Gli investitori stranierei premiano gli sforzi di riforma dell’Italia
L’indice di fiducia per gli investimenti esteri diretti in Italia (FDI) AT Kearney 2018 è al primo posto tra le prime dieci destinazioni di investimento. L’Italia è salita di tre posizioni rispetto alla classifica dello scorso anno, alcuni anni fa non era nemmeno inclusa nell’Indice.
L’investimento estero, nella sua definizione più ampia, è infatti salito in Italia: le multinazionali hanno investito in progetti green / brownfield (Audi a Modena, GE a Torino, Hitachi in Toscana / Sud Italia, Novartis vicino a Napoli); i fondi istituzionali sono tornati sui mercati azionari e obbligazionari italiani; i fondi alternativi stanno aumentando le attività in Italia.
Sul fronte immobiliare il 2017 è stato un anno record. Gli investimenti complessivi in commercial real estate hanno superato 11,3 miliardi di euro, in crescita del 18% rispetto al 2016, con gli investitori stranieri che hanno realizzato più del 50% delle transazioni. E, sebbene il primo trimestre 2018 sia in rallentamento rispetto allo stesso periodo dello scorso anno, il volume di investimenti (1,5 miliardi di euro) è superiore alla media a 5 e a 10 anni dei primi trimestri dell’anno.
Questo non è accaduto per caso. A partire da “Destinazione Italia”, un piano completo adottato nel 2013 per attirare investimenti esteri, i governi italiani hanno lavorato sodo per migliorare l’ambiente imprenditoriale del Paese. Un ambiente imprenditoriale migliore attrae investitori esteri e rappresenta una spinta per le aziende italiane: ciò che è positivo per gli investitori internazionali è positivo per gli imprenditori italiani.
Lo sforzo ha fatto parte di un programma di riforme strutturali che ha portato a una revisione del mercato del lavoro, a una riforma del settore bancario, alla modernizzazione del sistema di amministrazione fiscale e ad altre iniziative chiave.

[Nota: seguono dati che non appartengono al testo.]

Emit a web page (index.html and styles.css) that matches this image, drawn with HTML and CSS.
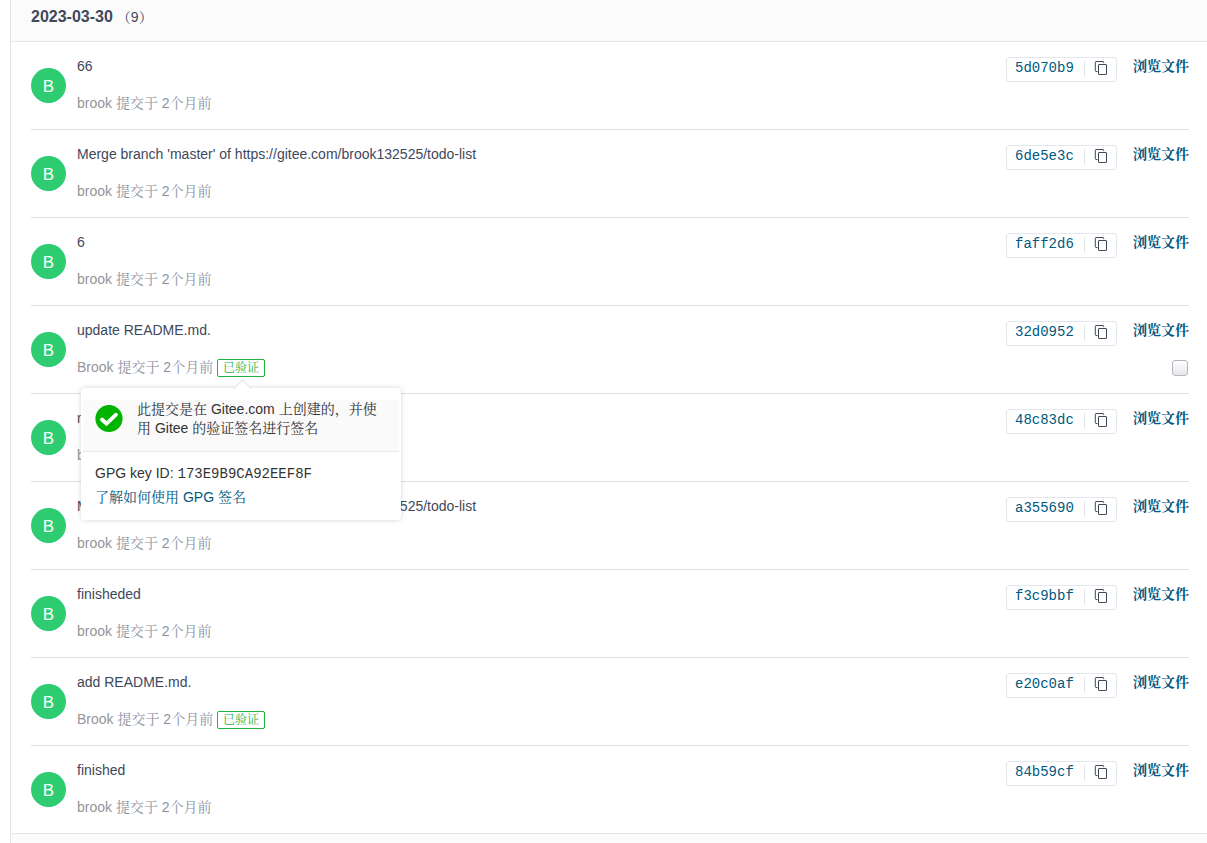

Tutte queste misure sono state implementate come parte di un quadro di politica fiscale che è in linea con le regole europee e gli impegni dell’Italia e ha consentito al governo di ridurre, anche se solo leggermente, le tasse, in particolare le imposte societarie, come il cuneo fiscale sul lavoro e l’aliquota dell’imposta sulle società passata dal 27,5 al 24%.